Learning from Kobe Bryant’s Career Faux Pas

Remember that time Kobe Bryant was a rapper? Yeah, neither do I. But we can’t argue with history, he certainly was a rapper at one point in his career. Let’s start from the beginning: In high school, aside from being a star basketball player, Kobe was in a rap group with friends. Group name? CHEIZAW (red flag #1, I can’t even pronounce that). Over time, he was starting to gain (some) recognition as a local battle rapper. Just before graduation, however, he was faced with a big decision – to go to college or directly into the NBA. As well all know: he chose the latter.

In June 1996, Kobe Bryant was a first-round draft pick to the Charlotte Hornets before being traded to the Lakers. At just 17 years old, he signed a $3.5 million contract and moved to California. Fast forward beyond his first couple of rookie years, Kobe decided to revisit his earlier passion – rap. In 1998, he went as far as to spend a few weeks living in president of Sony Entertainment, Steve Stoute’s, home. He recorded a few songs, did a few features and shows, then started working on a solo project. Eventually, his 2000 album release stalled and Sony dropped him from the label. Just like that, he returned with full focus on basketball. 20 years later, he’s retiring having won 5 championships with the Lakers and career earnings totaling nearly $700 million. Needless to say, thank God his “rap career” didn’t work out. Sure in hindsight things are much clearer, but there was obviously a time when Kobe (bless his heart) really wanted to be a rapper. And I’m sure if you think back, you can name a few things you thought you wanted to pursue, too.

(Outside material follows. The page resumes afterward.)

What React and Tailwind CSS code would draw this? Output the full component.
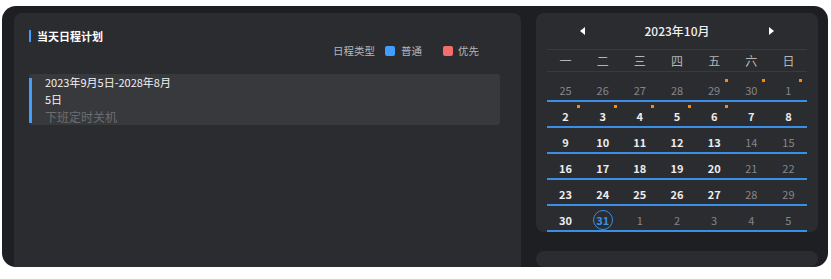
import React from 'react';

const weekdays = ['一', '二', '三', '四', '五', '六', '日'];

// 0 = other month, 1 = workday, 2 = weekend
const rows = [
  [[25, 0, 0], [26, 0, 0], [27, 0, 0], [28, 0, 0], [29, 0, 1], [30, 0, 1], [1, 2, 1]],
  [[2, 1, 1], [3, 1, 1], [4, 1, 1], [5, 1, 1], [6, 1, 1], [7, 1, 0], [8, 1, 0]],
  [[9, 1, 0], [10, 1, 0], [11, 1, 0], [12, 1, 0], [13, 1, 0], [14, 2, 0], [15, 2, 0]],
  [[16, 1, 0], [17, 1, 0], [18, 1, 0], [19, 1, 0], [20, 1, 0], [21, 2, 0], [22, 2, 0]],
  [[23, 1, 0], [24, 1, 0], [25, 1, 0], [26, 1, 0], [27, 1, 0], [28, 2, 0], [29, 2, 0]],
  [[30, 1, 0], [31, 1, 0], [1, 0, 0], [2, 0, 0], [3, 0, 0], [4, 0, 0], [5, 0, 0]],
];

const font = { fontFamily: '"Noto Sans CJK SC", "Noto Sans", sans-serif' };

const DayCell = ({ day, kind, dot, today }) => (
  <div className="relative h-[24px] flex justify-center pt-[5px]">
    <span
      className={
        today
          ? 'text-[11px] leading-[18px] font-semibold text-[#3a8ee6]'
          : kind === 1
          ? 'text-[11px] leading-[18px] font-semibold text-[#ececec]'
          : 'text-[11px] leading-[18px] text-[#85868a]'
      }
    >
      {day}
    </span>
    {today && (
      <span className="absolute left-1/2 top-[4px] -ml-[10px] w-[20px] h-[20px] rounded-full border-[1.5px] border-[#3a8ee6]" />
    )}
    {dot && <span className="absolute left-1/2 ml-[11px] top-[3px] w-[3px] h-[3px] bg-[#ff8a00]" />}
  </div>
);

const Calendar = () => (
  <div className="h-[230px] rounded-[8px] bg-[#2b2c30] px-[11px]">
    <div className="h-[36px] flex items-center justify-between px-[33px]">
      <span className="w-0 h-0 border-y-[4px] border-y-transparent border-r-[5px] border-r-white" />
      <span className="text-[12px] text-[#f0f0f0] font-medium">2023年10月</span>
      <span className="w-0 h-0 border-y-[4px] border-y-transparent border-l-[5px] border-l-white" />
    </div>
    <div className="grid grid-cols-7 h-[23px] border-y border-[#393a3e] items-center">
      {weekdays.map((w) => (
        <div key={w} className="text-center text-[12px] text-[#b4b5b8]">
          {w}
        </div>
      ))}
    </div>
    <div className="pt-[4px]">
      {rows.map((row, i) => (
        <div key={i} className="grid grid-cols-7 border-b-2 border-[#3a8ee6]">
          {row.map(([d, k, dot], j) => (
            <DayCell key={j} day={d} kind={k} dot={dot === 1} today={i === 5 && d === 31} />
          ))}
        </div>
      ))}
    </div>
  </div>
);

export default function App() {
  return (
    <div className="w-[831px] h-[279px] bg-white pt-[6px] pl-[2px]" style={font}>
      <div className="relative w-[826px] h-[261px] rounded-[14px] bg-[#1e1f22] overflow-hidden flex gap-[15px] pt-[7px] pl-[12px]">
        <div className="w-[507px] h-[300px] shrink-0 rounded-[8px] bg-[#2b2c30] pt-[16px] pl-[15px]">
          <div className="flex items-center h-[14px]">
            <span className="w-[2px] h-[12px] bg-[#409eff] mr-[6px]" />
            <span className="text-[11px] font-bold text-white">当天日程计划</span>
          </div>
          <div className="mt-[1px] h-[14px] w-[450px] flex items-center justify-end text-[10.5px] text-[#b5b6b9]">
            <span>日程类型</span>
            <span className="ml-[10px] w-[10px] h-[10px] rounded-[2px] bg-[#409eff]" />
            <span className="ml-[6px]">普通</span>
            <span className="ml-[21px] w-[10px] h-[10px] rounded-[2px] bg-[#f56c6c]" />
            <span className="ml-[5px]">优先</span>
          </div>
          <div className="relative mt-[16px] w-[471px] h-[51px] rounded-[3px] bg-[#38393d] overflow-hidden pl-[16px]">
            <span className="absolute left-0 top-[4px] bottom-[2px] w-[3px] bg-[#409eff]" />
            <div className="w-[132px] text-[11px] leading-[17px] text-[#f2f2f2]">2023年9月5日-2028年8月5日</div>
            <div className="text-[12px] leading-[17px] text-[#6c6d71]">下班定时关机</div>
          </div>
        </div>
        <div className="w-[282px] shrink-0 flex flex-col gap-[19px]">
          <Calendar />
          <div className="h-[60px] rounded-[8px] bg-[#2b2c30]" />
        </div>
      </div>
    </div>
  );
}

The reality is that the signs are there; they’ve always been there and will continue to be there – until you decide to surrender to your greater calling. Now this is tricky, don’t get me wrong. We hear all the time how people like Michael Jordan (cut from his high school basketball team), Bill Gates, and Walt Disney were denied and considered failures. So how do you know when you’re experiencing a case of the Kobes or a case of the Jordans? The proof is in your blessings. You can focus your time on whatever you want, but if after you’ve continued to try and only see failure; it could be a sign that you’re headed in the wrong direction. So here’s how to ensure that you don’t keep investing in a rap career when you should be balling:

  • Give your passions a full-court press, i.e. try. Try really, really hard and give it several attempts. But know when to take that L and walk away.
  • Think about the most gratifying rewards you’ve received, ask yourself, “how can I win more of these?” Focus your energy on areas that you’ve seen some wins in.
  • Listen to your fans (some of them). There are people rooting for you in ways that you don’t even praise yourself. Sometimes, it’s easier for people on the outside to see our greatness before we do. If the crowd is cheering you on as being the GOAT, why on earth would you ignore them to pursue something that you’ve never been praised for?
  • Mind the business that pays you. $700 million, y’all. Hello somebody!

We’ll all test out some different routes, but the signs are there. Take some time to sit with your confusion but sit still long enough that you’ll be moved by whatever your heart tells you to do.